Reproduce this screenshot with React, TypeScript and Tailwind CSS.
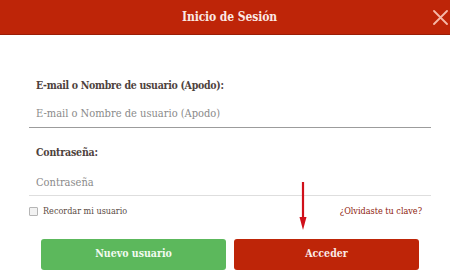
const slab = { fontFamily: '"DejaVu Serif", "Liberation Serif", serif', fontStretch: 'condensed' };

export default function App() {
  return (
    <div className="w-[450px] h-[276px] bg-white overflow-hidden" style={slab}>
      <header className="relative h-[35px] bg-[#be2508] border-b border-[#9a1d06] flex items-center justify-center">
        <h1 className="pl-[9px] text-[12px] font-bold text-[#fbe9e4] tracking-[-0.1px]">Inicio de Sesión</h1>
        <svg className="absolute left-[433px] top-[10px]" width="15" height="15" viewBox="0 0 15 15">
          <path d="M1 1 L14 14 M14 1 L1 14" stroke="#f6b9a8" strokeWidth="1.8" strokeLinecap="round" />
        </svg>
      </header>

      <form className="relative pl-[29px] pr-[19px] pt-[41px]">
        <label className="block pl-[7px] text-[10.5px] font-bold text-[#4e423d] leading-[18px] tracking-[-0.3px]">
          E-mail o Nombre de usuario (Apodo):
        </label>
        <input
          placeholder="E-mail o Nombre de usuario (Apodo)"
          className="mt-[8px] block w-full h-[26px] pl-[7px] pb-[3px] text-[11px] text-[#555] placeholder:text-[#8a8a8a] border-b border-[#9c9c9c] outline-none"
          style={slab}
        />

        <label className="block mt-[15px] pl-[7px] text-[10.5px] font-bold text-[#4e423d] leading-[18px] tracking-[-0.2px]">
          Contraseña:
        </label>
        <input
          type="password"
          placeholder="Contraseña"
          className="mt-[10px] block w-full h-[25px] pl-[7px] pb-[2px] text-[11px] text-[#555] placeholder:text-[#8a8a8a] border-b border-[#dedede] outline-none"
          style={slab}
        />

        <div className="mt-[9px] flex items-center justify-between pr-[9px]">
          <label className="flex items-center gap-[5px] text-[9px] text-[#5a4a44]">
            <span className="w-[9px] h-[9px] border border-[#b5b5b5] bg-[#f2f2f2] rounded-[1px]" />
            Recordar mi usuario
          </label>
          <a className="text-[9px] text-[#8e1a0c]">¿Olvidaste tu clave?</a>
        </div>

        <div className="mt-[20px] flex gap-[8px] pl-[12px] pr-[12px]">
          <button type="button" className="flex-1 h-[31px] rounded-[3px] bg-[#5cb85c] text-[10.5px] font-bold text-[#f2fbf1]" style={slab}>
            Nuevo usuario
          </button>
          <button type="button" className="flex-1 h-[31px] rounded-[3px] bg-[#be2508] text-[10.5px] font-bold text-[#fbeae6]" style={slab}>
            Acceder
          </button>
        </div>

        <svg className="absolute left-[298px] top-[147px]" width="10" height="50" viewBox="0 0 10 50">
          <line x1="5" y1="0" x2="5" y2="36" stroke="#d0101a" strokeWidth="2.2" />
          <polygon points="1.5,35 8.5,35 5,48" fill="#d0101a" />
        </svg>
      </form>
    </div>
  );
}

---

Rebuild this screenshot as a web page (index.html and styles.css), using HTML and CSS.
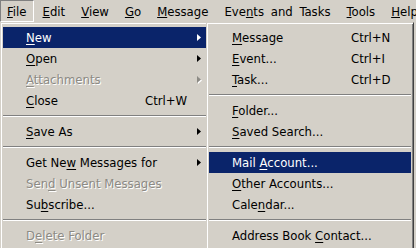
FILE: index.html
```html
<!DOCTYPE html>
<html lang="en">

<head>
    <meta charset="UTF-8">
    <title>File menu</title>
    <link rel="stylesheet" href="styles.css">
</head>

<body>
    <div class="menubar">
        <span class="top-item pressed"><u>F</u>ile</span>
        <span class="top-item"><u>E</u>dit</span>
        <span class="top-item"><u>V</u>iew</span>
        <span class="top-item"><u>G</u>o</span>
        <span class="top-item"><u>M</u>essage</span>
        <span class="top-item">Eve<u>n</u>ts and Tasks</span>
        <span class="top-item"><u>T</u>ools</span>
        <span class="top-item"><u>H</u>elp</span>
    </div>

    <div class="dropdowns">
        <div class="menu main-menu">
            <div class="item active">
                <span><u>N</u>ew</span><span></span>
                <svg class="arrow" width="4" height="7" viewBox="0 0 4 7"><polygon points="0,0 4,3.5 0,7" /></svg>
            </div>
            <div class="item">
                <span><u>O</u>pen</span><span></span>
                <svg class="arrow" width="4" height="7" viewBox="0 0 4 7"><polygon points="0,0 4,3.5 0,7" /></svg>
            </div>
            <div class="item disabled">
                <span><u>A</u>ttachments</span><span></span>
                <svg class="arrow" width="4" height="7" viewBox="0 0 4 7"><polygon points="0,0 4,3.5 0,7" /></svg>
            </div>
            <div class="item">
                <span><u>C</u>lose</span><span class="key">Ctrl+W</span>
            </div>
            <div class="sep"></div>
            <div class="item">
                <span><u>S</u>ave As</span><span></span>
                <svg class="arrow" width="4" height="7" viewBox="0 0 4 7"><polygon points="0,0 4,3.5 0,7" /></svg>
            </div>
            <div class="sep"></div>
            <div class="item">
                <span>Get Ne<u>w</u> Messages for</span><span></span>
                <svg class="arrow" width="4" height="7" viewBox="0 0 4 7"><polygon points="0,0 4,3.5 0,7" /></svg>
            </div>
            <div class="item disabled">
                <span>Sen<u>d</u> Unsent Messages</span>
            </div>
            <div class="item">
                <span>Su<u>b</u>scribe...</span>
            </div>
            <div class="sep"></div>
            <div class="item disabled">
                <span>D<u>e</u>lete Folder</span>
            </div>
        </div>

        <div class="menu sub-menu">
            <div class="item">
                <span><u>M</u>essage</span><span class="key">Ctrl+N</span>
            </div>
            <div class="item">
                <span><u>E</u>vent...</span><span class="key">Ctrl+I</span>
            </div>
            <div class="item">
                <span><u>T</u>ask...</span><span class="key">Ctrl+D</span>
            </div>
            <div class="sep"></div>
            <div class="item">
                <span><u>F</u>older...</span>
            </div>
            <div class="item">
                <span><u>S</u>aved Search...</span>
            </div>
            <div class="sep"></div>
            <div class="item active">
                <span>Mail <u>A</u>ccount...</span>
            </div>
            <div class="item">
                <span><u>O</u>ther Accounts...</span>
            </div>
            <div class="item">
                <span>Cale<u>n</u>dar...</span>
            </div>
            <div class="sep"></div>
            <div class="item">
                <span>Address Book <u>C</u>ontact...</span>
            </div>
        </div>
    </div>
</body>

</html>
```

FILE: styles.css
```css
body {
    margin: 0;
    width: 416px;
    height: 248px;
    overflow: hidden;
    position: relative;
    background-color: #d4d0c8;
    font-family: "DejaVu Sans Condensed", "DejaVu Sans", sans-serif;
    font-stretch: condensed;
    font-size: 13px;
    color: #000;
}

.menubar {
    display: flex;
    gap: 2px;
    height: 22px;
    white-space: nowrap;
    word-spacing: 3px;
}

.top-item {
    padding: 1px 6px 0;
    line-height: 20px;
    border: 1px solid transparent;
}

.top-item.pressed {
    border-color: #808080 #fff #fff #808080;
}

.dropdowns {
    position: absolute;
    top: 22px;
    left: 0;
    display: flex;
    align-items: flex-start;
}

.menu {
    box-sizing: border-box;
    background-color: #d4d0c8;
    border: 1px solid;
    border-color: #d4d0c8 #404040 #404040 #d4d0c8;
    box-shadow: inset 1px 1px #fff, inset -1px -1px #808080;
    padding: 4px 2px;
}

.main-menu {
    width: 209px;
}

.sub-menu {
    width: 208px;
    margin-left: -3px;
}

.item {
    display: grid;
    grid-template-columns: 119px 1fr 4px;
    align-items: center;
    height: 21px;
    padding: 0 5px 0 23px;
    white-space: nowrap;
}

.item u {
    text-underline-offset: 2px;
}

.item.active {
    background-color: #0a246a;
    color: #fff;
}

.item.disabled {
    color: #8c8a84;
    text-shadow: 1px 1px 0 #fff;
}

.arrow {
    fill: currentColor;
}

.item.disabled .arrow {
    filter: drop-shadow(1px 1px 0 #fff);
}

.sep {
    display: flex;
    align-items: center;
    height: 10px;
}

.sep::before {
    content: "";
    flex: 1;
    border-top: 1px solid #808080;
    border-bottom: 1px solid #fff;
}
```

## YOUR TASK
Exclude any pictures, and restate word for word the lines from the one containing "Reproduce this screenshot" through the one containing "serif', fontStretch: 'condensed'", both included.

## COMPLETED EXERCISE
Reproduce this screenshot with React, TypeScript and Tailwind CSS.
const slab = { fontFamily: '"DejaVu Serif", "Liberation Serif", serif', fontStretch: 'condensed' };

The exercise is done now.